» Prompt
Retype all material exactly. Pictures stay out of the copy.

--- BEGIN Data excerpt ---

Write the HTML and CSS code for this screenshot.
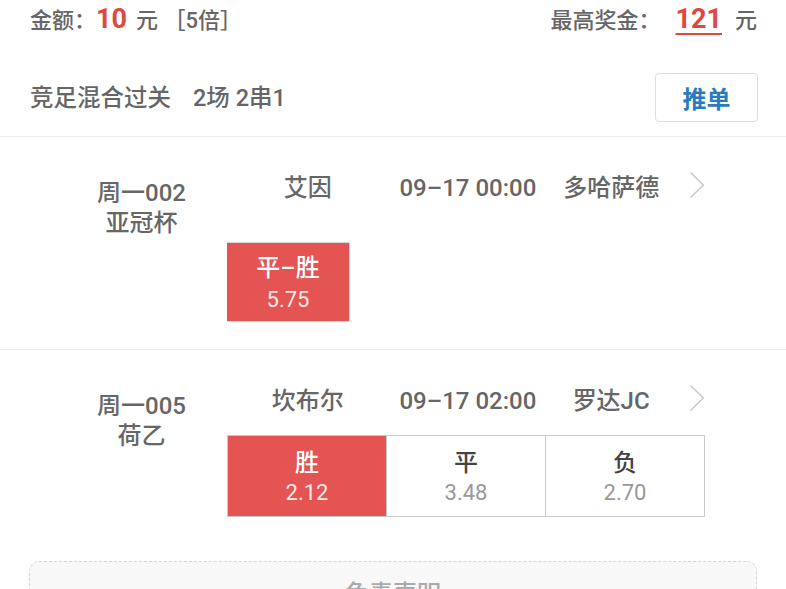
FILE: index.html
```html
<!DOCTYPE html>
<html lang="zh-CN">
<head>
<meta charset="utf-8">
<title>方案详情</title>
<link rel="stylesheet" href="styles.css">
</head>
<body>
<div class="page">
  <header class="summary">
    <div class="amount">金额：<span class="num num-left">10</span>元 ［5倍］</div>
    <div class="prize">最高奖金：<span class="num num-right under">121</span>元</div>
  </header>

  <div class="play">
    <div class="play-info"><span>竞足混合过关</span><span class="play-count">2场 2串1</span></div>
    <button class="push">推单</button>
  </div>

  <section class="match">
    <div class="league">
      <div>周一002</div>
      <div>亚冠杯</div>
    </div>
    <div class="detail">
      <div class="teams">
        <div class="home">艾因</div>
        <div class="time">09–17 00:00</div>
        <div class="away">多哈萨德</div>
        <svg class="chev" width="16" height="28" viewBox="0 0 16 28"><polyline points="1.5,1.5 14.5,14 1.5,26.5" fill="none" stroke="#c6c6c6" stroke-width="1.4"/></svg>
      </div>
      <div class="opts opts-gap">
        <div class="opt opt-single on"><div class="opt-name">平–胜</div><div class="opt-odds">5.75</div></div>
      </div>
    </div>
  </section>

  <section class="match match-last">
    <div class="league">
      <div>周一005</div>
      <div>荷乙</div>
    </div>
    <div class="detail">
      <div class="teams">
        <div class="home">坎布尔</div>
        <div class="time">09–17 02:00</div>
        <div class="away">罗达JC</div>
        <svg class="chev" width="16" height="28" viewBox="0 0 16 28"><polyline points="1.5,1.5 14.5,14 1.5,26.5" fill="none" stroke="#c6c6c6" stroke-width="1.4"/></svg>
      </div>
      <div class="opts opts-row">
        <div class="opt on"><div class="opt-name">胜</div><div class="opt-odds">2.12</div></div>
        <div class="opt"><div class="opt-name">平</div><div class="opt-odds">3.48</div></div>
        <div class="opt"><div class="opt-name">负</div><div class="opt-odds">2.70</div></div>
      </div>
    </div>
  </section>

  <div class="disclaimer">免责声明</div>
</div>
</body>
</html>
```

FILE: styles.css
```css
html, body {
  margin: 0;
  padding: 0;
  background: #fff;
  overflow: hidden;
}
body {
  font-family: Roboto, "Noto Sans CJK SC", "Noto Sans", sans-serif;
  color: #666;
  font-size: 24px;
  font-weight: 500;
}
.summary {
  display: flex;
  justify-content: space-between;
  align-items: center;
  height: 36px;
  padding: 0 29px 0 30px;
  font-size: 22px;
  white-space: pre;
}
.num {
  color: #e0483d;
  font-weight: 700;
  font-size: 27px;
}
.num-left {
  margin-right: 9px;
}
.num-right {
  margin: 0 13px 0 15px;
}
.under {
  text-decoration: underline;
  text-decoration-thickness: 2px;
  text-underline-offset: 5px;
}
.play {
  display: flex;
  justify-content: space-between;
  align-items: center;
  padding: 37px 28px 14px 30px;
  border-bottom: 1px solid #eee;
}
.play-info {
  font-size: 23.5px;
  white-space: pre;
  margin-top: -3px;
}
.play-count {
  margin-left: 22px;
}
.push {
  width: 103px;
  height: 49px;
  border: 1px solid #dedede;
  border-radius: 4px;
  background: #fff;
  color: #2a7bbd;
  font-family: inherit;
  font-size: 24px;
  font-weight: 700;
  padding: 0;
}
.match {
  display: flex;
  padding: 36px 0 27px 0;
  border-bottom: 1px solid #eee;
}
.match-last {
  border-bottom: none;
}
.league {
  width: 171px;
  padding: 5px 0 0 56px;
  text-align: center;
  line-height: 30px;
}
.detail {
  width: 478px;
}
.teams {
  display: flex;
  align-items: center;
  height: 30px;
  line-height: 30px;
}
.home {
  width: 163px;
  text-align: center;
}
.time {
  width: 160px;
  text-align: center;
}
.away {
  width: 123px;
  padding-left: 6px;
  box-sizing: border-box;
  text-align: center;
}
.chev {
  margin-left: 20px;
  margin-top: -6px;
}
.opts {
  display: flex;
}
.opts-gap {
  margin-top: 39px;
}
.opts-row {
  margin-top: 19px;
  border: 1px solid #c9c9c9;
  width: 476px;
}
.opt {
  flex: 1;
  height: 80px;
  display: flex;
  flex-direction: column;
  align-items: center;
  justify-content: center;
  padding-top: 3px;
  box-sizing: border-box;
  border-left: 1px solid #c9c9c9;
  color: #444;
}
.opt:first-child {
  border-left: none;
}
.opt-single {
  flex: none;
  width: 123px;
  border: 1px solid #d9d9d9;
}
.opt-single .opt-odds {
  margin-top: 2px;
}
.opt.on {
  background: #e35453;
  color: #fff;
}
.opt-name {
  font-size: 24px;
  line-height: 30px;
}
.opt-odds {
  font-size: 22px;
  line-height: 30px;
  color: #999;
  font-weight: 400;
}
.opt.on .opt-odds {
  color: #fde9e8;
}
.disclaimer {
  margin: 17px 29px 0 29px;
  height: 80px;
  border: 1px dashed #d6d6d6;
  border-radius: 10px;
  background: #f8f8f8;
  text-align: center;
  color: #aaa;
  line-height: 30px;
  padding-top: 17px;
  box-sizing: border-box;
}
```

--- END Data excerpt ---

» Task response
Write the HTML and CSS code for this screenshot.
FILE: index.html
```html
<!DOCTYPE html>
<html lang="zh-CN">
<head>
<meta charset="utf-8">
<title>方案详情</title>
<link rel="stylesheet" href="styles.css">
</head>
<body>
<div class="page">
  <header class="summary">
    <div class="amount">金额：<span class="num num-left">10</span>元 ［5倍］</div>
    <div class="prize">最高奖金：<span class="num num-right under">121</span>元</div>
  </header>

  <div class="play">
    <div class="play-info"><span>竞足混合过关</span><span class="play-count">2场 2串1</span></div>
    <button class="push">推单</button>
  </div>

  <section class="match">
    <div class="league">
      <div>周一002</div>
      <div>亚冠杯</div>
    </div>
    <div class="detail">
      <div class="teams">
        <div class="home">艾因</div>
        <div class="time">09–17 00:00</div>
        <div class="away">多哈萨德</div>
        <svg class="chev" width="16" height="28" viewBox="0 0 16 28"><polyline points="1.5,1.5 14.5,14 1.5,26.5" fill="none" stroke="#c6c6c6" stroke-width="1.4"/></svg>
      </div>
      <div class="opts opts-gap">
        <div class="opt opt-single on"><div class="opt-name">平–胜</div><div class="opt-odds">5.75</div></div>
      </div>
    </div>
  </section>

  <section class="match match-last">
    <div class="league">
      <div>周一005</div>
      <div>荷乙</div>
    </div>
    <div class="detail">
      <div class="teams">
        <div class="home">坎布尔</div>
        <div class="time">09–17 02:00</div>
        <div class="away">罗达JC</div>
        <svg class="chev" width="16" height="28" viewBox="0 0 16 28"><polyline points="1.5,1.5 14.5,14 1.5,26.5" fill="none" stroke="#c6c6c6" stroke-width="1.4"/></svg>
      </div>
      <div class="opts opts-row">
        <div class="opt on"><div class="opt-name">胜</div><div class="opt-odds">2.12</div></div>
        <div class="opt"><div class="opt-name">平</div><div class="opt-odds">3.48</div></div>
        <div class="opt"><div class="opt-name">负</div><div class="opt-odds">2.70</div></div>
      </div>
    </div>
  </section>

  <div class="disclaimer">免责声明</div>
</div>
</body>
</html>
```

FILE: styles.css
```css
html, body {
  margin: 0;
  padding: 0;
  background: #fff;
  overflow: hidden;
}
body {
  font-family: Roboto, "Noto Sans CJK SC", "Noto Sans", sans-serif;
  color: #666;
  font-size: 24px;
  font-weight: 500;
}
.summary {
  display: flex;
  justify-content: space-between;
  align-items: center;
  height: 36px;
  padding: 0 29px 0 30px;
  font-size: 22px;
  white-space: pre;
}
.num {
  color: #e0483d;
  font-weight: 700;
  font-size: 27px;
}
.num-left {
  margin-right: 9px;
}
.num-right {
  margin: 0 13px 0 15px;
}
.under {
  text-decoration: underline;
  text-decoration-thickness: 2px;
  text-underline-offset: 5px;
}
.play {
  display: flex;
  justify-content: space-between;
  align-items: center;
  padding: 37px 28px 14px 30px;
  border-bottom: 1px solid #eee;
}
.play-info {
  font-size: 23.5px;
  white-space: pre;
  margin-top: -3px;
}
.play-count {
  margin-left: 22px;
}
.push {
  width: 103px;
  height: 49px;
  border: 1px solid #dedede;
  border-radius: 4px;
  background: #fff;
  color: #2a7bbd;
  font-family: inherit;
  font-size: 24px;
  font-weight: 700;
  padding: 0;
}
.match {
  display: flex;
  padding: 36px 0 27px 0;
  border-bottom: 1px solid #eee;
}
.match-last {
  border-bottom: none;
}
.league {
  width: 171px;
  padding: 5px 0 0 56px;
  text-align: center;
  line-height: 30px;
}
.detail {
  width: 478px;
}
.teams {
  display: flex;
  align-items: center;
  height: 30px;
  line-height: 30px;
}
.home {
  width: 163px;
  text-align: center;
}
.time {
  width: 160px;
  text-align: center;
}
.away {
  width: 123px;
  padding-left: 6px;
  box-sizing: border-box;
  text-align: center;
}
.chev {
  margin-left: 20px;
  margin-top: -6px;
}
.opts {
  display: flex;
}
.opts-gap {
  margin-top: 39px;
}
.opts-row {
  margin-top: 19px;
  border: 1px solid #c9c9c9;
  width: 476px;
}
.opt {
  flex: 1;
  height: 80px;
  display: flex;
  flex-direction: column;
  align-items: center;
  justify-content: center;
  padding-top: 3px;
  box-sizing: border-box;
  border-left: 1px solid #c9c9c9;
  color: #444;
}
.opt:first-child {
  border-left: none;
}
.opt-single {
  flex: none;
  width: 123px;
  border: 1px solid #d9d9d9;
}
.opt-single .opt-odds {
  margin-top: 2px;
}
.opt.on {
  background: #e35453;
  color: #fff;
}
.opt-name {
  font-size: 24px;
  line-height: 30px;
}
.opt-odds {
  font-size: 22px;
  line-height: 30px;
  color: #999;
  font-weight: 400;
}
.opt.on .opt-odds {
  color: #fde9e8;
}
.disclaimer {
  margin: 17px 29px 0 29px;
  height: 80px;
  border: 1px dashed #d6d6d6;
  border-radius: 10px;
  background: #f8f8f8;
  text-align: center;
  color: #aaa;
  line-height: 30px;
  padding-top: 17px;
  box-sizing: border-box;
}
```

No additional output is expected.